What happens when you combine a brilliant man who had just recently been divorced, was depressed, had a lot of free time on his hands, and a big question…a human computer of course!

By 1896, carbon dioxide gas had became a serious enough issue for a publishing scientist to spend more than one whole year doing calculations on the idea that carbon dioxide could cause climate change. [77] Enough had been learned from chemistry, physics and observations by now to be able to start calculating carbon dioxide's effects on the Earth's average surface temperature. It was 1896 a few years before the turn of the century. Of course it would have helped if you could read Swedish.

The Swedish scientist Svante Arrhenius was among the first to predict global warming as a consequence of burning fossil fuels (oil, coal and gas) in 1896. [78] [79] [80] [81] He made calculations about what would happen to the Earth’s average surface temperature if atmospheric carbon dioxide gas was halved and/or doubled in the atmosphere.

The idea going back to Fourier (remember him?), was that if carbon dioxide was added and it did not go away, then less energy could escape back to space. The Earth’s surface then would then heat up to try to equal the amount of energy coming in and make it the same as the amount leaving. That is global warming.

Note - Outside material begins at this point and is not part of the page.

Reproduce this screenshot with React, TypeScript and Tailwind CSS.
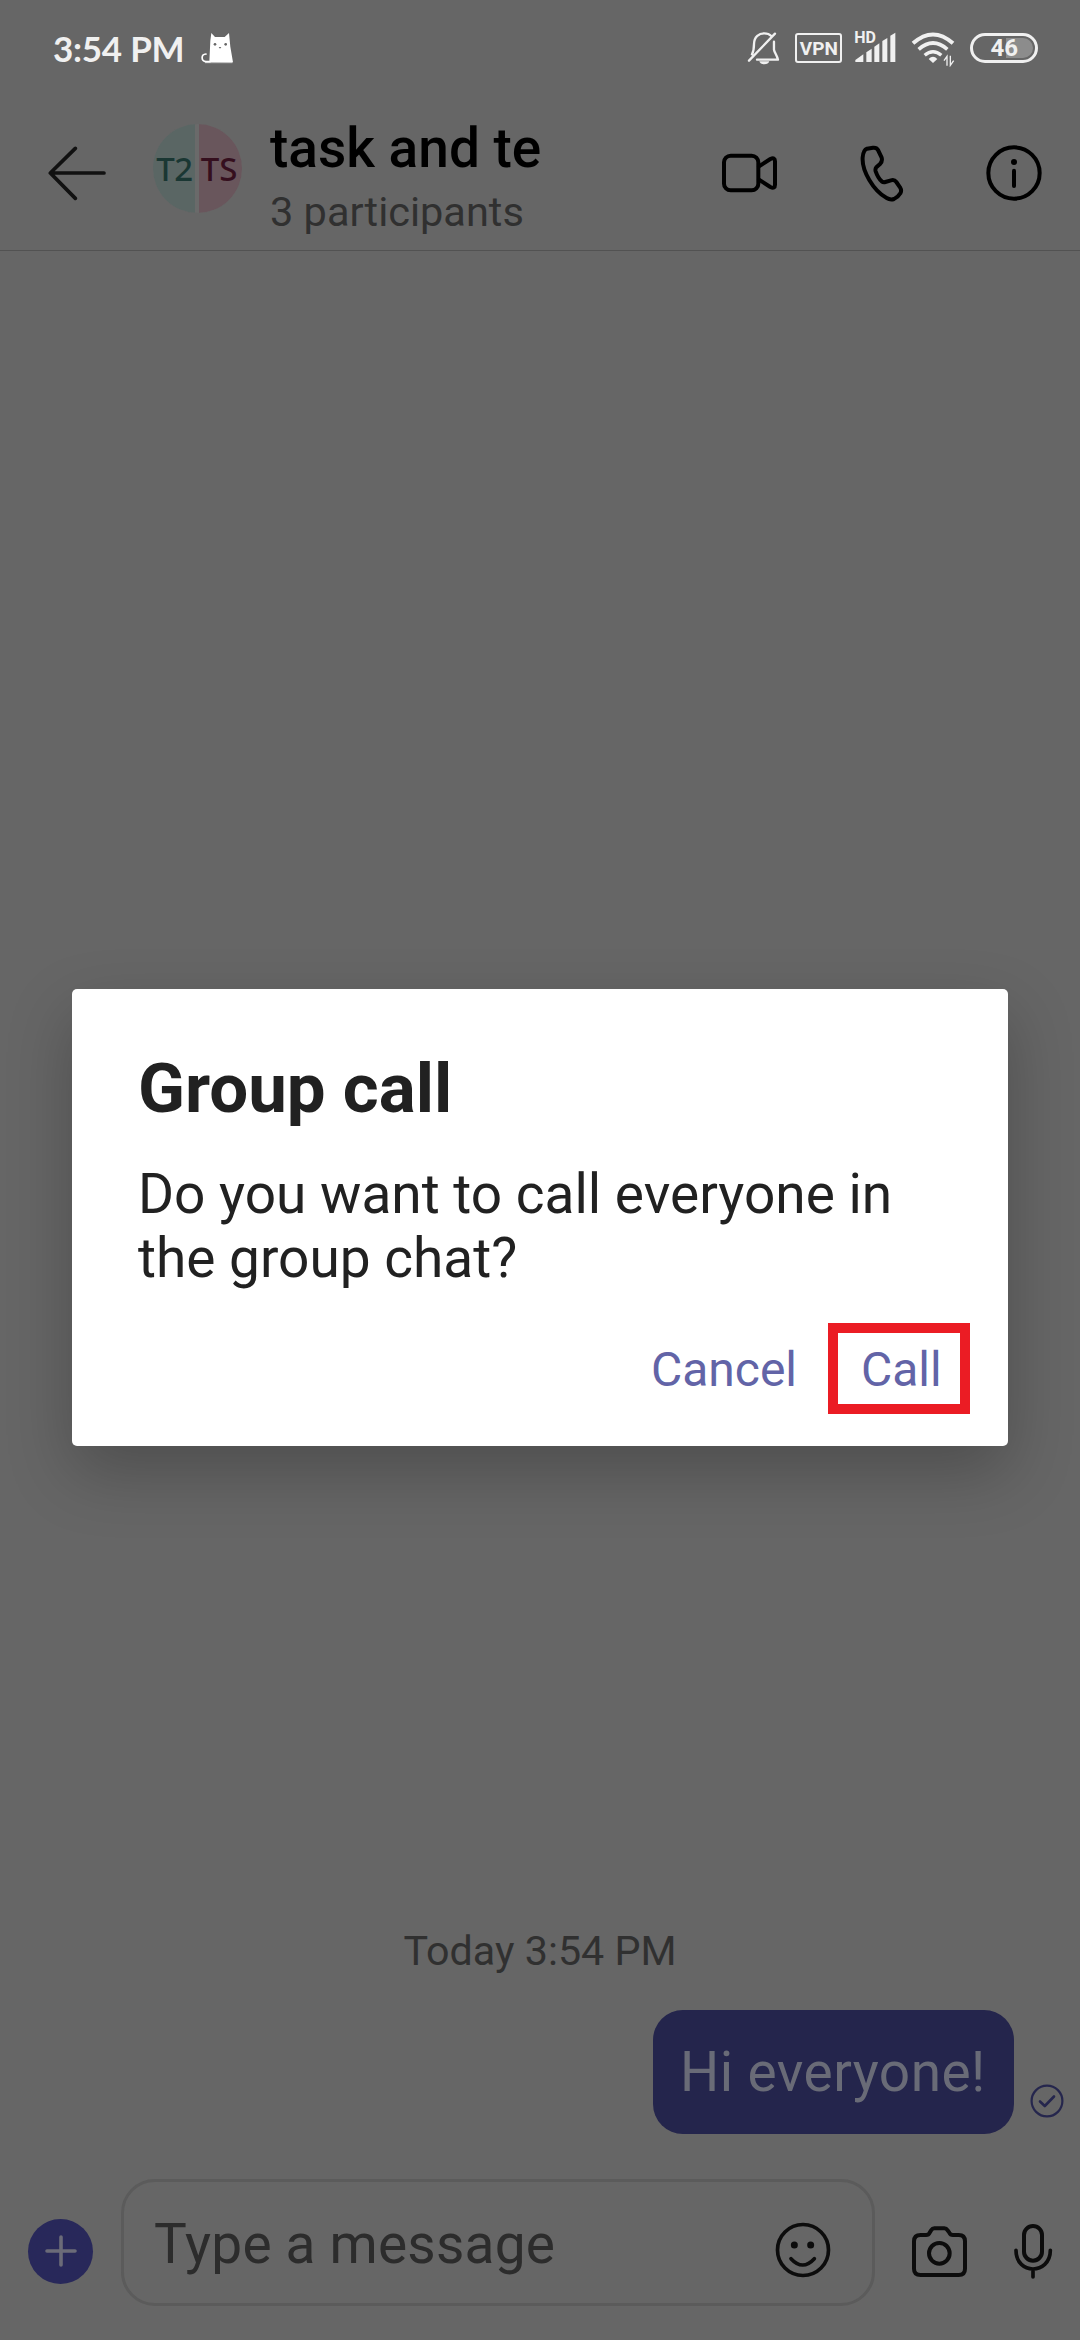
import React from "react";

type IconProps = { box: string; w: number; h: number; className?: string; children: React.ReactNode };

function Icon({ box, w, h, className = "", children }: IconProps) {
  return (
    <svg
      viewBox={box}
      width={w}
      height={h}
      fill="none"
      stroke="currentColor"
      strokeLinecap="round"
      strokeLinejoin="round"
      className={`block shrink-0 ${className}`}
    >
      {children}
    </svg>
  );
}

function StatusBar() {
  return (
    <div className="flex h-24 items-start text-[#f0f0f0]">
      <span className="ml-[53px] mt-[26px] w-[132px] whitespace-nowrap font-['Lato'] text-[35px] leading-[44px] font-bold tracking-[-0.25px]">
        3:54 PM
      </span>
      <Icon box="600 96 102 96" w={34} h={32} className="ml-[15px] mt-8 text-white">
        <path
          d="M628 186 L631 122 L634 99 L645 111 H674 L687 99 L691 140 L699 187 Z"
          fill="currentColor"
          stroke="none"
        />
        <path d="M630 185 H618 C603 184 602 163 618 162" strokeWidth="5" />
        <path d="M616 188 H696" strokeWidth="2" />
        <g fill="#666" stroke="none">
          <circle cx="645" cy="133" r="4" />
          <circle cx="677" cy="133" r="4" />
          <path d="M656 141 h8 l-4 5z" />
        </g>
      </Icon>
      <Icon box="80 92 100 102" w={33.3} h={34} className="ml-[513px] mt-[31px]">
        <path
          d="M95 162 C101 151 101 146 101 132 C101 108 117 99 132 99 C141 99 148 102 153 107 M161 124 V148 C162 156 170 165 173 178 H110 M86 181 L164 100"
          strokeWidth="7"
        />
        <path d="M117 183 H147 Q144 192 132 192 T117 183Z" fill="currentColor" stroke="none" />
      </Icon>
      <div className="ml-[15px] mt-[33px] flex h-[30px] w-[47px] items-center justify-center rounded-[3px] border-2 border-[#f0f0f0] font-['Roboto'] text-[19px] leading-none font-bold">
        VPN
      </div>
      <div className="relative ml-3 mt-8 h-8 w-[42px]">
        <Icon box="404 96 126 96" w={42} h={32}>
          <path
            d="M408 186 V180 L432 163 V186Z M441 186 V157 L457 146 V186Z M465 186 V140 L480 130 V186Z M489 186 V123 L504 114 V186Z M513 186 V107 L528 98 V186Z"
            fill="currentColor"
            stroke="none"
          />
        </Icon>
        <span className="absolute left-0 top-0 font-['Roboto'] text-[16px] leading-[11px] font-bold">HD</span>
      </div>
      <Icon box="574 94 132 108" w={44} h={36} className="ml-[15px] mt-[31px]">
        <g strokeLinecap="butt">
          <path d="M580 131 Q640 78 700 131" strokeWidth="12" />
          <path d="M597 149 Q640 111 683 149" strokeWidth="11" />
          <path d="M615 167 Q640 145 665 167" strokeWidth="10" />
        </g>
        <path d="M627 178 Q640 164 653 178 L640 190Z" fill="currentColor" stroke="none" />
        <path d="M682 198 V170 L673 183 M692 168 V197 L702 183" strokeWidth="4" strokeLinejoin="miter" strokeLinecap="butt" />
      </Icon>
      <div className="relative ml-[15px] mt-[33px] flex h-[30px] w-[68px] items-center justify-center rounded-full border-[3px] border-[#f0f0f0]">
        <div className="absolute right-[2px] top-[2px] h-5 w-[27px] rounded-r-full bg-[#8c8c8c]" />
        <span className="relative font-['Roboto'] text-[24px] leading-none font-bold">46</span>
      </div>
    </div>
  );
}

function GroupAvatar() {
  return (
    <div className="mt-7 ml-[47px] flex h-[89px] w-[89px] shrink-0 gap-[4px] overflow-hidden rounded-full bg-[#6a6a6a] font-['Noto_Sans'] text-[33px] leading-[89px] font-medium">
      <div className="flex w-[42px] justify-center bg-[#5a6664] pl-[1px] tracking-[-0.5px] text-[#1a3733]">T2</div>
      <div className="flex w-[43px] justify-center bg-[#69565c] pr-[3px] text-[#350f1e]">TS</div>
    </div>
  );
}

function Header() {
  return (
    <header className="flex h-[155px] items-start border-b border-[#525252]">
      <Icon box="144 438 174 164" w={58} h={54.7} className="mt-[50px] ml-12 text-[#111]">
        <path d="M226 445 L151 519 L226 595 M151 519 H312" strokeWidth="11" />
      </Icon>
      <GroupAvatar />
      <div className="ml-[28px] w-[440px] pt-5 font-['Roboto']">
        <h1 className="text-[55px] leading-[64px] font-medium text-black">task and te</h1>
        <p className="mt-[8px] text-[41.5px] leading-[48px] text-[#303030]">3 participants</p>
      </div>
      <Icon box="5 456 174 126" w={58} h={42} className="mt-14 ml-[11px] text-black">
        <rect x="14" y="467" width="103" height="104" rx="20" strokeWidth="12" />
        <path d="M119 499 L153 477 Q167 470 167 484 V554 Q167 568 153 561 L119 539" strokeWidth="12" />
      </Icon>
      <Icon box="420 430 132 174" w={44} h={58} className="mt-[47.5px] ml-[81px] text-black">
        <path
          d="M441 444 L459 441 Q470 440 474 448 L485 471 Q488 482 480 490 L469 500 Q465 505 467 512 Q474 532 485 542 Q490 546 496 544 L513 539 Q523 536 529 544 L540 560 Q546 570 541 578 Q534 590 522 595 Q511 599 500 592 C460 570 425 510 428 470 Q430 448 441 444Z"
          strokeWidth="12"
        />
      </Icon>
      <Icon box="798 435 168 168" w={56} h={56} className="mt-[49px] ml-[82px] text-black">
        <circle cx="882" cy="519" r="77" strokeWidth="12" />
        <circle cx="882" cy="486" r="9" fill="currentColor" stroke="none" />
        <path d="M882 512 V558" strokeWidth="12" />
      </Icon>
    </header>
  );
}

function Messages() {
  return (
    <main className="flex flex-1 flex-col justify-end pb-[45px] font-['Roboto']">
      <p className="text-center text-[41.25px] leading-[48px] text-[#303030]">Today 3:54 PM</p>
      <div className="mt-[35px] flex items-end justify-end pr-4">
        <div className="h-[124px] w-[361px] rounded-[30px] bg-[#24254c] pt-[30px] pl-[27px] text-[55px] leading-[64px] tracking-[0.45px] whitespace-nowrap text-[#696b77]">
          Hi everyone!
        </div>
        <Icon box="0 0 34 34" w={34} h={34} className="mb-4 ml-4 text-[#25264d]">
          <circle cx="17" cy="17" r="15.4" strokeWidth="2.2" />
          <path d="M10 17.5 L14.8 22 L24 12.5" strokeWidth="2.6" />
        </Icon>
      </div>
    </main>
  );
}

function Composer() {
  return (
    <footer className="flex h-[161px] items-start text-[#111]">
      <div className="mt-[39.5px] ml-7 flex h-[65px] w-[65px] shrink-0 items-center justify-center rounded-full bg-[#28285a]">
        <Icon box="0 0 32 32" w={32} h={32} className="text-[#6b6b78]">
          <path d="M16 2 V30 M2 16 H30" strokeWidth="3.6" />
        </Icon>
      </div>
      <div className="ml-7 flex h-[127px] w-[754px] shrink-0 items-start rounded-[34px] border-[3px] border-[#5b5b5b]">
        <span className="mt-[30px] ml-[30px] w-[621px] font-['Roboto'] text-[55px] leading-[64px] tracking-[0.2px] text-[#2c2c2c]">
          Type a message
        </span>
        <Icon box="106 218 168 168" w={56} h={56} className="mt-10 text-[#0c0c0c]">
          <circle cx="190" cy="302" r="76.5" strokeWidth="11" />
          <g fill="currentColor" stroke="none">
            <circle cx="164" cy="287" r="10.5" />
            <circle cx="213" cy="287" r="10.5" />
          </g>
          <path d="M154 328 Q189 366 224 328" strokeWidth="11" />
        </Icon>
      </div>
      <Icon box="512 224 171 162" w={57} h={54} className="mt-[45.5px] ml-9 text-[#0c0c0c]">
        <path
          d="M541 254 H557 Q565 254 568 247 L573 239 Q576 234 582 234 H612 Q618 234 621 239 L627 247 Q630 254 638 254 H655 Q674 254 674 273 V355 Q674 374 655 374 H541 Q521 374 521 355 V273 Q521 254 541 254Z"
          strokeWidth="12"
        />
        <circle cx="597" cy="309" r="31" strokeWidth="12" />
      </Icon>
      <Icon box="819 220 120 171" w={40} h={57} className="mt-[44.3px] ml-[45px] text-[#0c0c0c]">
        <rect x="852" y="229" width="54" height="104" rx="27" strokeWidth="12" />
        <path d="M828 302 C828 340 854 358 879 358 S931 340 931 302 M879 358 V382" strokeWidth="11" />
      </Icon>
    </footer>
  );
}

function GroupCallDialog() {
  return (
    <div className="absolute inset-0 flex items-start justify-center pt-[989px]">
      <section
        role="dialog"
        className="flex h-[457px] w-[936px] flex-col rounded-[5px] bg-white pt-[60px] pb-8 font-['Roboto'] text-[#212121] shadow-[0_26px_66px_rgba(0,0,0,0.24)]"
      >
        <h2 className="ml-[66px] text-[69px] leading-[80px] font-bold">Group call</h2>
        <p className="mt-[33px] ml-[66px] w-[800px] text-[55px] leading-[64px]">
          Do you want to call everyone in the group chat?
        </p>
        <div className="mt-auto flex items-center justify-end pr-[38px] text-[48px] leading-[56px] text-[#6264a7]">
          <button className="mr-[31px] pt-[3px]">Cancel</button>
          <button className="h-[91px] w-[142px] border-10 border-[#eb1c24] pt-[3px] pl-[23px] text-left">Call</button>
        </div>
      </section>
    </div>
  );
}

export default function App() {
  return (
    <div className="relative flex h-[2340px] w-[1080px] flex-col overflow-hidden bg-[#666]">
      <StatusBar />
      <Header />
      <Messages />
      <Composer />
      <GroupCallDialog />
    </div>
  );
}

Svante Arrhenius made his energy budget model by basically spitting the Earth up into grids and doing calculations on each corner over the seasons as modern computer models are done. [82]Over a year he performed up to 100,000 calculations. He included clouds, snow and water effects as well as carbon dioxide and changing water vapor with temperature, of course. [83]

He did not include the effect of changing cloud types that might make the Earth cooler or warmer. However, obviously, the Earth had warmed up in the past, changing clouds or not. He also did not include the changes in melting ice becoming dark and absorbing even more heat and speeding the process.

Arrhenius also found that a 40% increase or decrease in the atmospheric abundance of the
CO2 might trigger the glacial advances and retreats. One hundred years later, it would be found that CO2 did indeed vary by close to this amount between glacial and interglacial periods. [84]

He published his results in the peer reviewed Philos. Mag in an article called “On the influence of carbonic acid in the air upon the temperature of the ground”. Well, that is pretty blunt isn’t it? His initial mathematical model found that if we humans double carbon dioxide in the atmosphere, the Earth’s average surface temperature would heat up by around 5 or 6 °C. He included water vapor’s increasing effects on temperature as well.

IPCC 2007 estimates for a doubling of carbon dioxide are also within this range. [85]

Arrhenius’s models also predicted more warming at the poles than at the equator and more warming during the winter than summer. Current observations show this to be happening. [86]

Did Arrhenius get it right by accident? The IPCC peer reviewed Discovery of Global Warming states. “Partly, but not entirely. In the sort of simple physics and chemistry calculations where Arrhenius had made his name, you can expect to come out roughly right if you address a powerful physical effect in a straightforward way, starting with decent data. The data Arrhenius fed into his calculations (based on Samuel P. Langley's measurements of solar radiation reaching the Earth's surface) were mostly in the right range. And Arrhenius included all the obvious physics theory.” [87]

Thomas C. Chamberlin followed in 1897 in J. Geology, by now stating a fuller modern idea of global climate change and the short term and long term carbon cycle. He stated that the orbital cycles could warm things up enough (from the poles melting, etc.) to start carbon dioxide going into the atmosphere from the warming oceans, etc. ending up in global warming in the short term. [88] In the long term, volcanoes, could burn the silicates, make carbon dioxide and heat the surface up until they were absorbed by weathering. [89] During ice ages the opposite could happen. The oceans could lower as they turned into more ice, exposing more rock (silicates) to be weathered and let more carbon dioxide into the air. Mountains could also uplift and increase weathering according to Chamberlin.[90]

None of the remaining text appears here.